As Bonhoeffer said, when we allow man-made systems to guide us, even systems characterized by grace and forgiveness, we make discipleship superfluous. This means that not only do we suffer, not experiencing the life Jesus offered, but folks who are without any hope or faith are simply offered something other than a horoscope or the possibility of winning the lottery to believe in.

We spend more time debating matters that are out of our hands than we do sharing the good news of freedom from oppression with our lives. We offer a new belief system (often based on guilt and shame) rather than a living and breathing community patterned after the loving, triune God. Therefore, our churches have become splintered and impotent, allowing theological debate to rule the day when Jesus had already defeated all the arguments we continue to use against following him like a child.

That’s why I was a one time, never-to-be-repeated Calvinist.
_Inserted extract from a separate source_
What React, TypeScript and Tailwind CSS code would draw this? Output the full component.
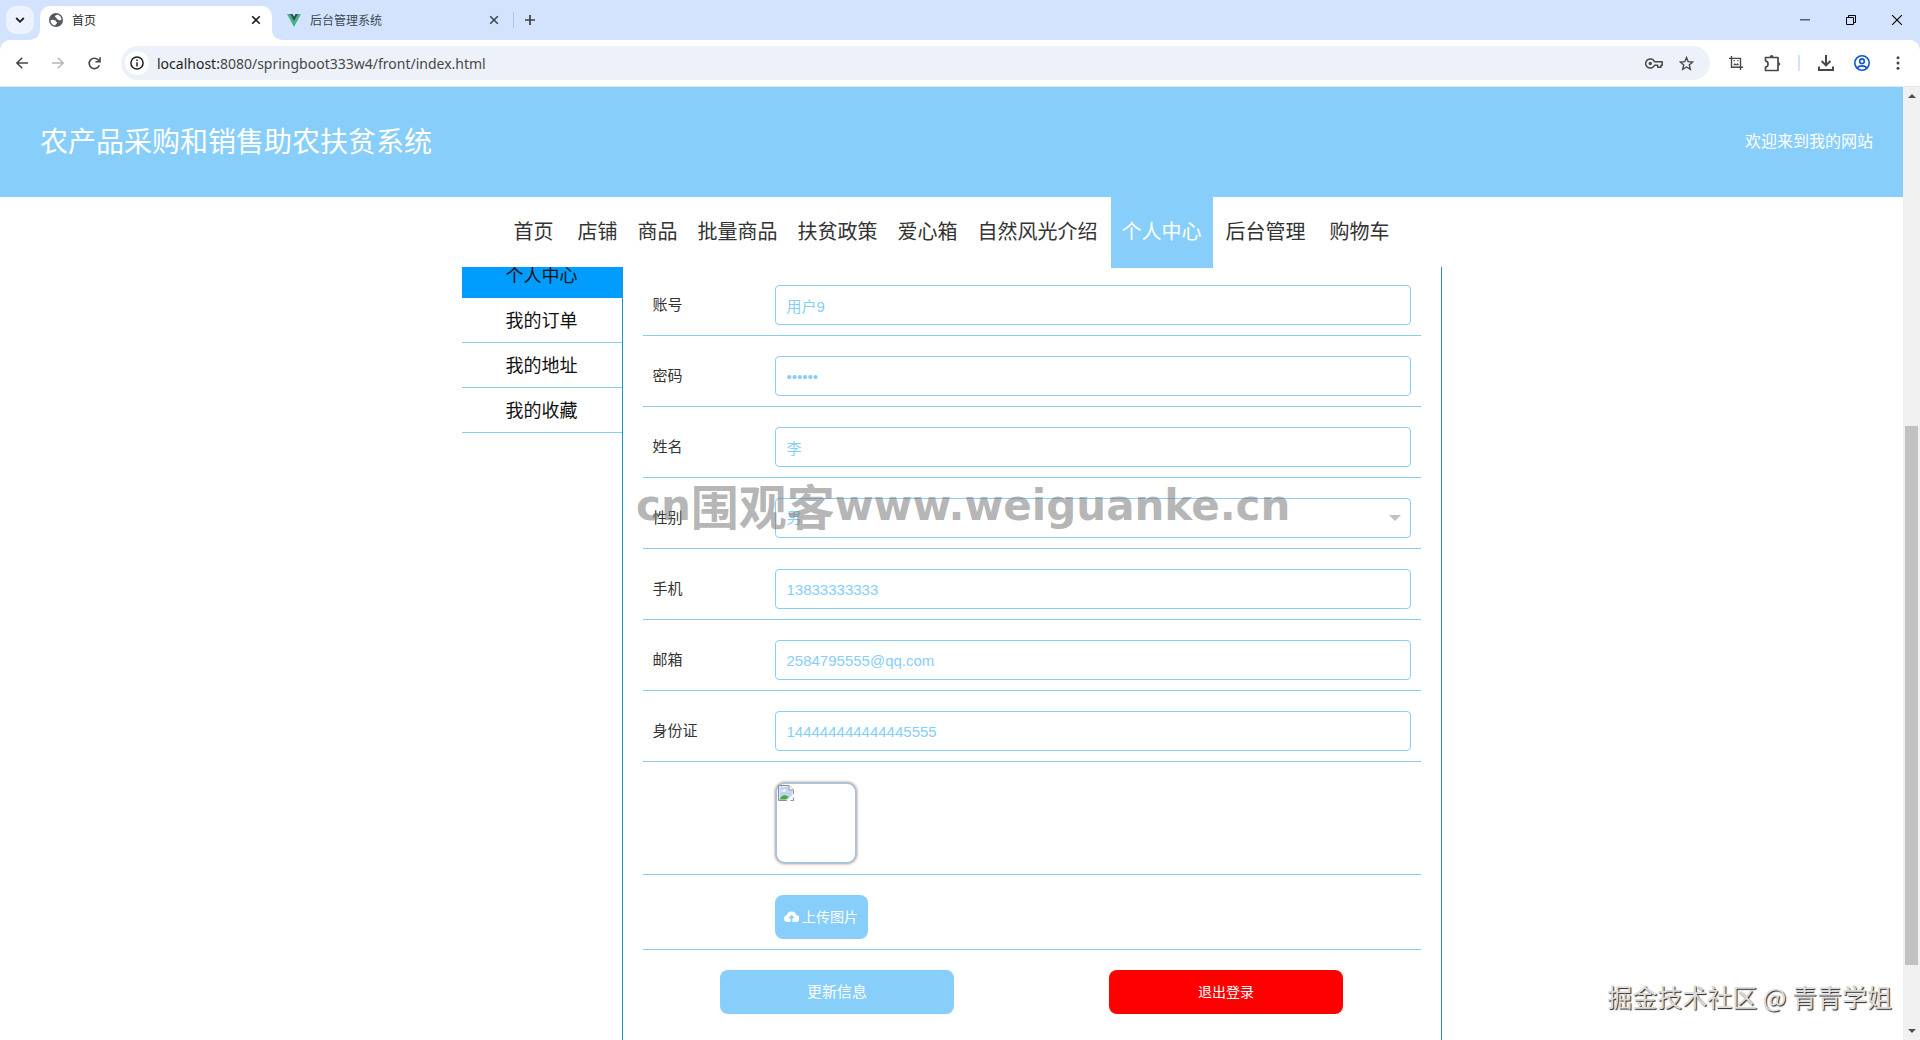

I can never again adopt a system of salvation, because I’ve been freed from the need to be caged in a prison of TULIPs. These systems paralyze us into thinking we have it all figured out and that our sole duty as soldiers in the army of God is to share that information with other people. Don’t let that happen. Let the mess we have made overtake the neat and tidy world we would like to embrace. It’s only when we allow ourselves to be overwhelmed by the pain we experience that we can find the Messiah who was emptied, leaving himself vulnerable for the whole world.